Excerpt from the exhibition catalog published by Aspen Art Press on the occasion of the exhibition David Hammons Yves Klein/Yves Klein David Hammons.

Similarly obsessed with the line between abstraction and representation, Hammons and Klein offer divergent and parallel avenues of accessibility and understanding in their work. Both artists have been particularly original in the translation of humble materials into poetic forms, yielding their art’s essential character as content-driven abstraction. By emptying it all out, if you will, each reached a pivotal statement of clarity in his art. Consider, for example, Hammons’s deft touch in juxtaposing seemingly disparate objects and ideas such as blocks of ice draped in furs in an Upper East Side gallery or cowrie shells falling out of a deflated basketball, and Klein’s ethereal painted monochromes. But before those statements were two monumental works, or spectacles, really: Klein’s La Spécialisation de la sensibilité à l’état de matière première en sensibilité picturale stabilisée (The Specialization of Sensibility in the Raw Material State of Stabilized Pictorial Sensibility), known as Le vide (The Void) (1958), and Hammons’s Concerto in Black and Blue (2002).

Klein’s Void, presented at Galerie Iris Clert in Paris, announced his stance as a conceptualist and not just a painter of monochromes in a project that aimed to force people into new positions both physically and intellectually. For this exhibition, Klein completely emptied out the gallery, except for one piece of furniture, painted the walls white, and declared the resulting void full of “immaterial sensibility.” On opening night, thousands of spectators lined around the block to enter the gallery through blue curtains from the adjoining passageway; once inside, they were squeezed like sardines in a can to see nothing but an empty room. But of course there were cocktails (made of Cointreau, gin, and methylene blue) and Republican Guards in full regalia. Two months after the exhibition, Klein would begin his Anthropometries, paintings made with the human body as the instrument for dispersing his IKB (International Klein Blue) on paper and canvas. What had begun as a conceptual gesture for one night evolved into a practice of making paintings and drawings performatively. Employing women’s bodies, Klein used a recurring art historical subject—the female form—as spectacle in the process of performance. Yet, it is the Void, lacking in objects, that spawned continuing debate, as it had that evening so long ago. That is the work of art.

More than forty years later, invoking jazz, sound, and issues of identity in its title, Hammons’s Concerto in Black and Blue transformed the Ace Gallery in New York into a dark “black cube” filled with small beams of a wondrous blue light via little keychain-sized flashlights handed out to viewers at the door. The work was filled with double entendres and complex questions about race, cultural permission, and the cultural affliction of blindness (Saramago). It was also very much in touch with the void. Claire Tancons, reviewing Hammons’s installation, noted the parallels with Klein’s 1958 exhibition and the visual effect of his patented IKB: “It is that effect, ‘the pictorial climate of the sensibility of immaterialized blue’ that was sought [by Klein]—The Void.” Concerto in Black and Blue was Hammons’s pièce de résistance—no objects to market here—and similarly brought people together in the name of art.

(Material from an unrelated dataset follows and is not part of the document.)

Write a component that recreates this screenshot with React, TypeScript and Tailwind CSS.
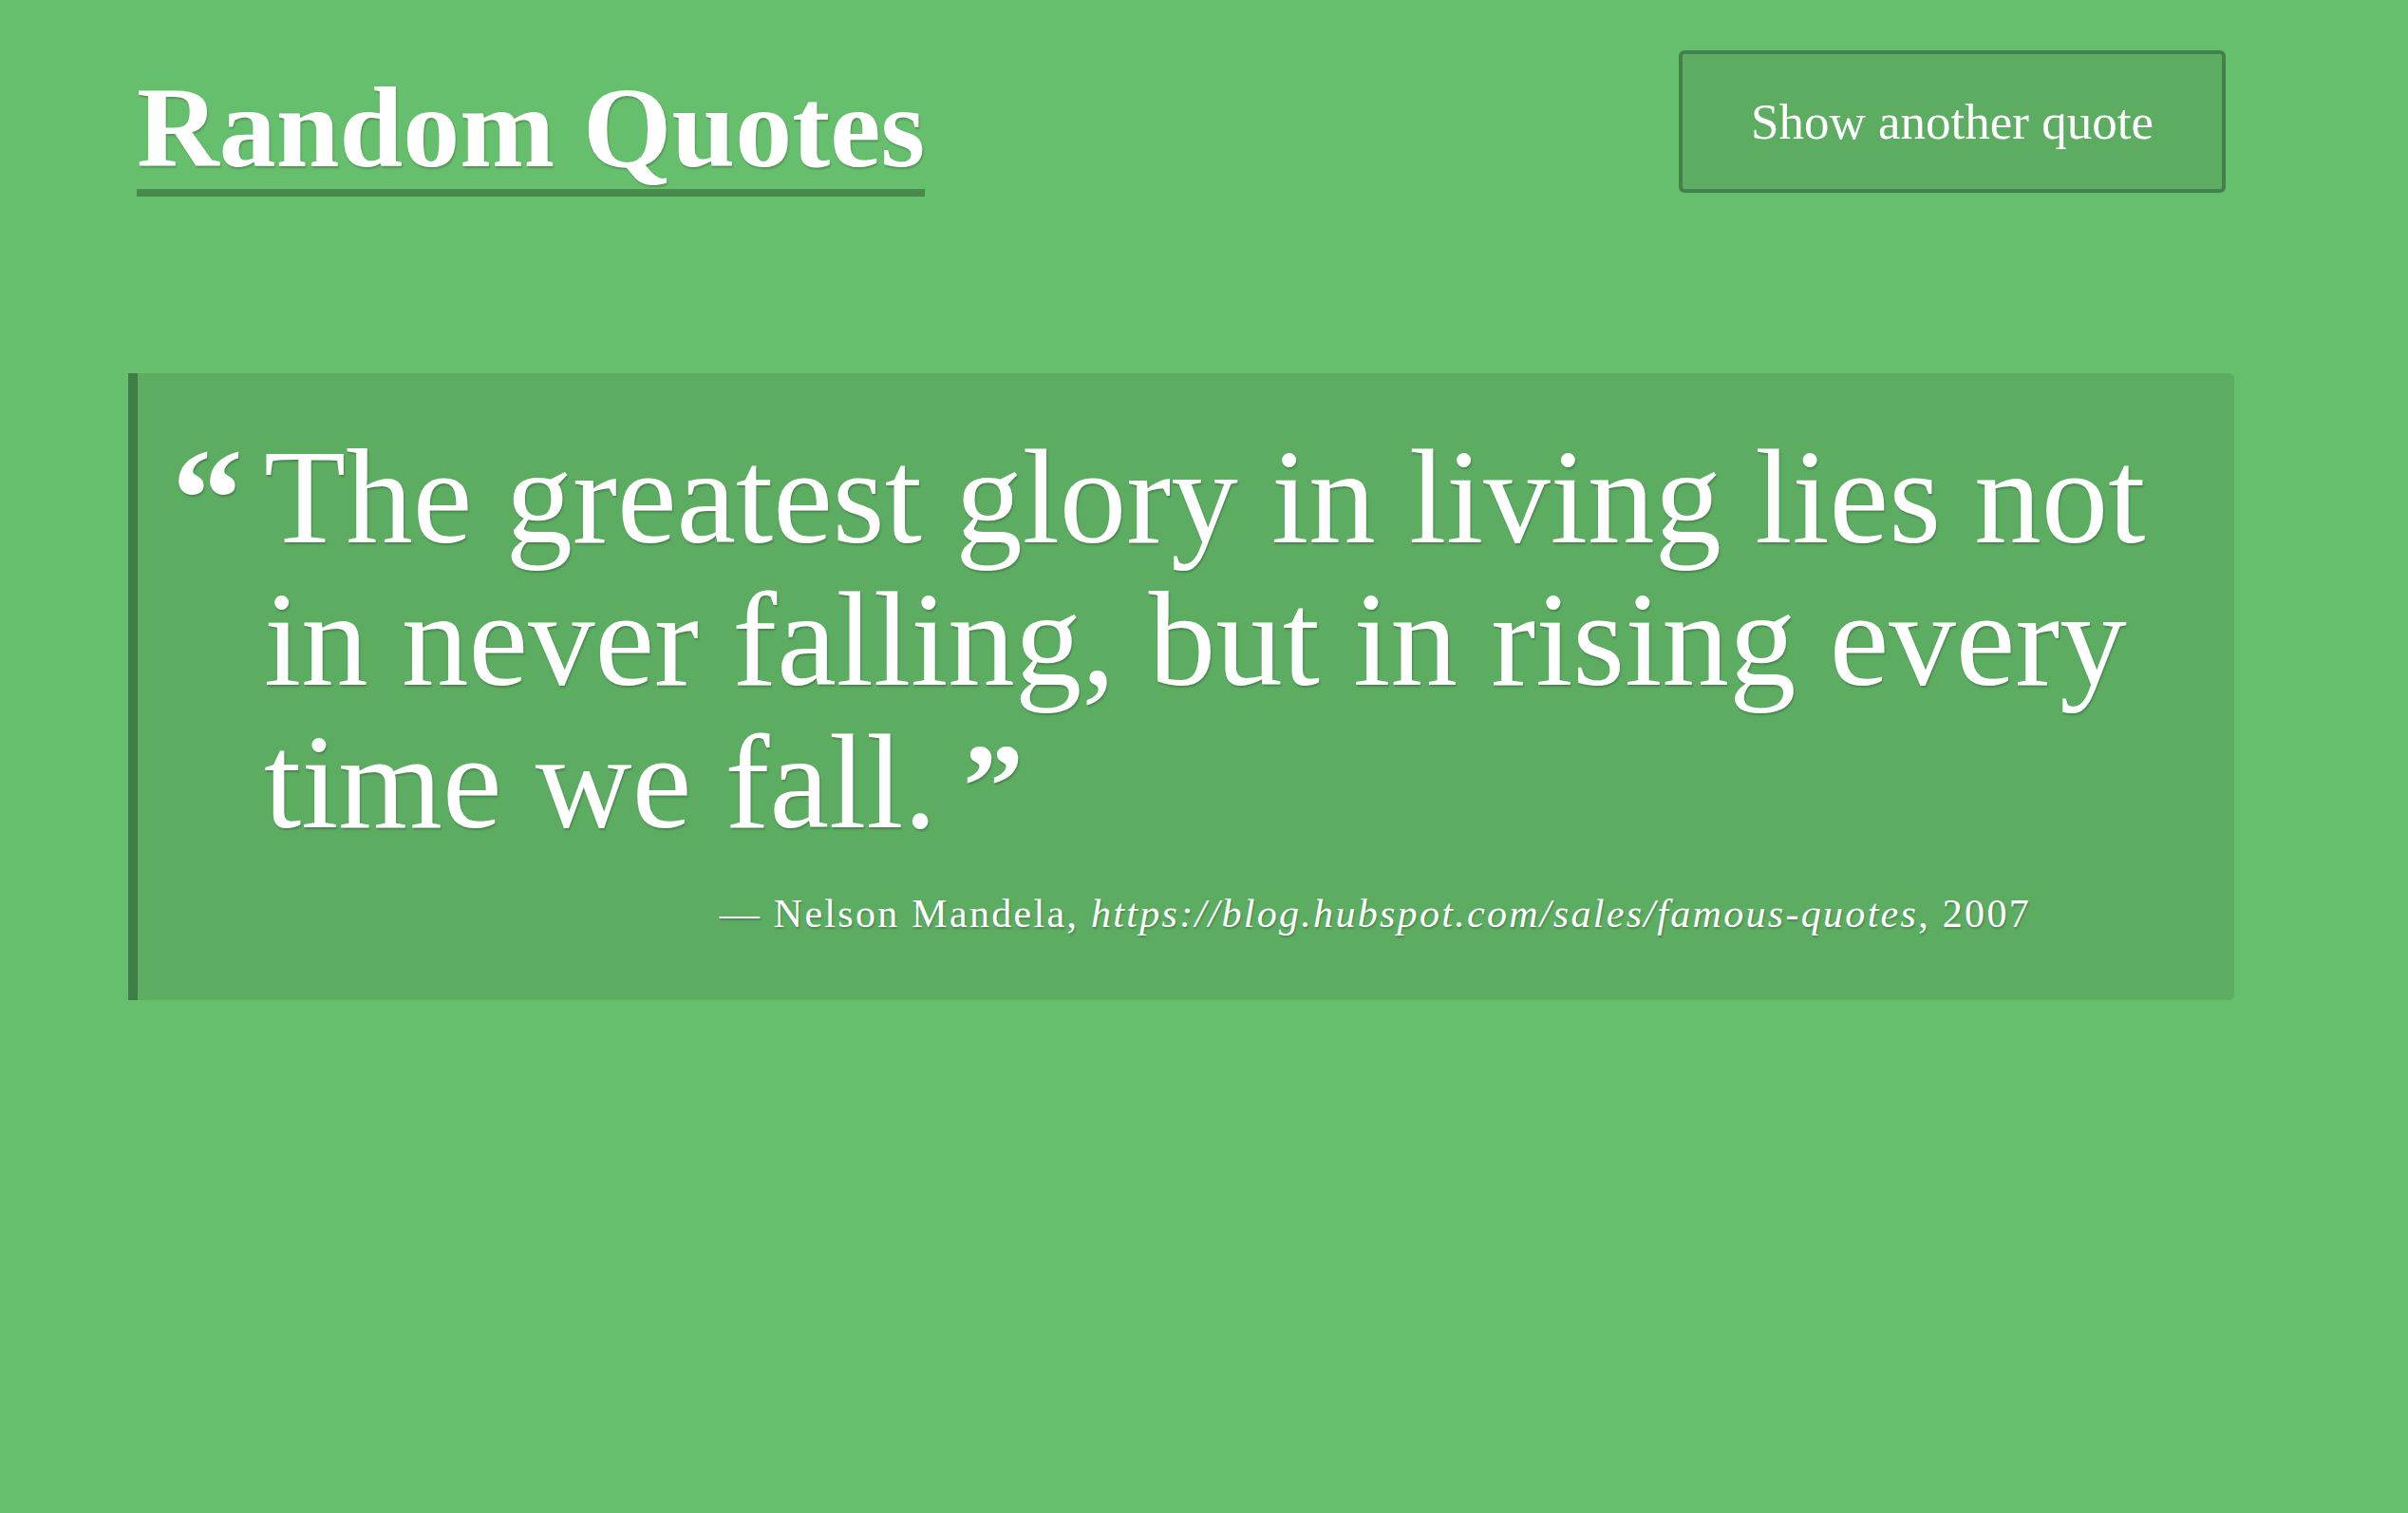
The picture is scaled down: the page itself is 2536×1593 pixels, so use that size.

At the heart of both Hammons’s and Klein’s artwork is the belief in the power of art to function broadly and to affect the way in which we all think and live. The conviction that art could rise to such heights is sorely missing most of the time, especially when the emphasis is on the marketing of the object over the kind of experience of time and space suggested in these two masterly works of art that could not be acquired and owned. Klein found his blue looking to the sky (nature in the real world). Hammons found his blue in the sounds of music suggested in his title. Together, they offer two ways of considering the vital importance of making art and what it might mean for a wide public.